Rotation des hélices et disposition inversée.
A l’origine, et même bien après, les hélices
des appareils monomoteurs (embarqués ou pas) ne tournaient
pas toutes dans le sens horaire vues du pilote (cf. note 2).
Ensuite,
même si les hélices avaient toutes tourné dans
le même sens horaire, et si ce sens s’était révélé
capital pour la stabilité à l’appontage, notamment
en cas d'appontage manqué (bolter), le positionnement de l’îlot
qui en aurait découlé se serait nécessairement
imposé d’une façon universelle et définitive.

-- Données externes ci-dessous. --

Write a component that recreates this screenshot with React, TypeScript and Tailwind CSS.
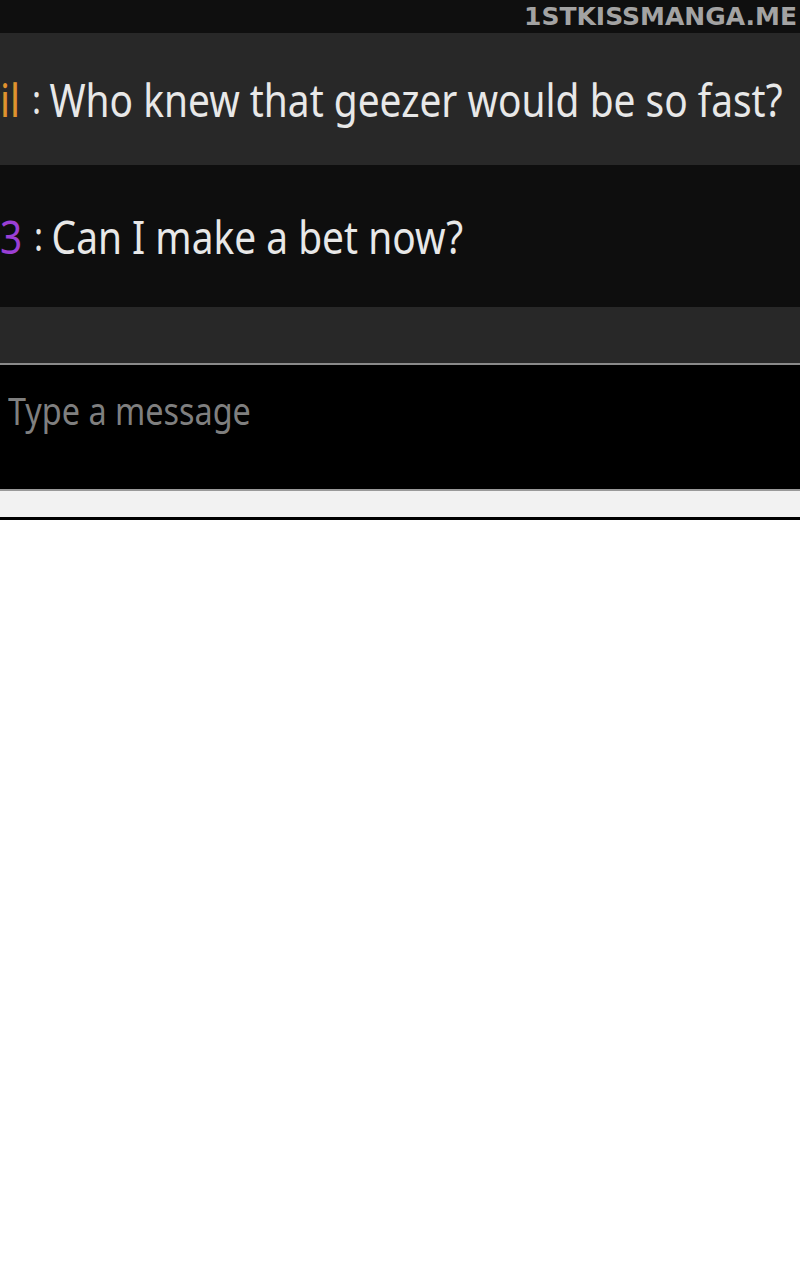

Or ça n’a pas été le cas, puisque, par
exemple, dans les années 1930, trois divisions de porte-avions
japonais étaient, ou devaient être, constituées
de porte-avions « miroirs » (cf. note 3),
infirmant ainsi l’évidence de la disposition unique
à tribord.
Inversement,
si le positionnement à tribord de l’îlot avait
été une conséquence de la rotation horaire
des moteurs, cette disposition universelle de l’îlot
aurait à son tour imposé l’unicité horaire
de la rotation des moteurs. Là non plus, il n’en a
rien été puisque de nombreux appareils, après
1930, ont continué à avoir une hélice à
rotation antihoraire ! (cf. note 4).
Enfin,
l’exemple de l’un des tout premiers appareils embarqués,
le Sopwith Camel, apporte un contre argument du rapport
entre la commodité d’un virage et le positionnement
de l’îlot. Doté d’un moteur rotatif Gnome
9B le Sopwith Camel était réputé
virer mieux à droite qu’à gauche. En effet,
davantage qu’un moteur fixe entraînant une hélice,
un moteur rotatif présente une importante masse en rotation,
avec un moment d’inertie et un moment cinétique en
conséquence.
Cette
particularité facilitait le virage du côté de
rotation du moteur. Dans cette logique, sa rotation antihoraire
favorisait donc le virage à droite plutôt qu’à
gauche. Au point qu'un virage de 270° vers la droite était
plus avantageux qu'un virage à gauche de 90° !
Si
ce sens de rotation avait été déterminant pour
le positionnement de l’îlot, les Britanniques en auraient
tiré la conséquence pratique et auraient placé
à bâbord (et non à tribord, comme ce fut le
cas) celui du HMS Furious puis celui du HMS Hermes.
4.
Maniabilité, bolter et wave-off.
À
l’origine du concept, dans les années 1910-1920, les
avions (terrestres ou embarqués) étaient légers
(trop, parfois) mais très voilés et relativement peu
puissants ; les distances de roulage (décollage comme appontage)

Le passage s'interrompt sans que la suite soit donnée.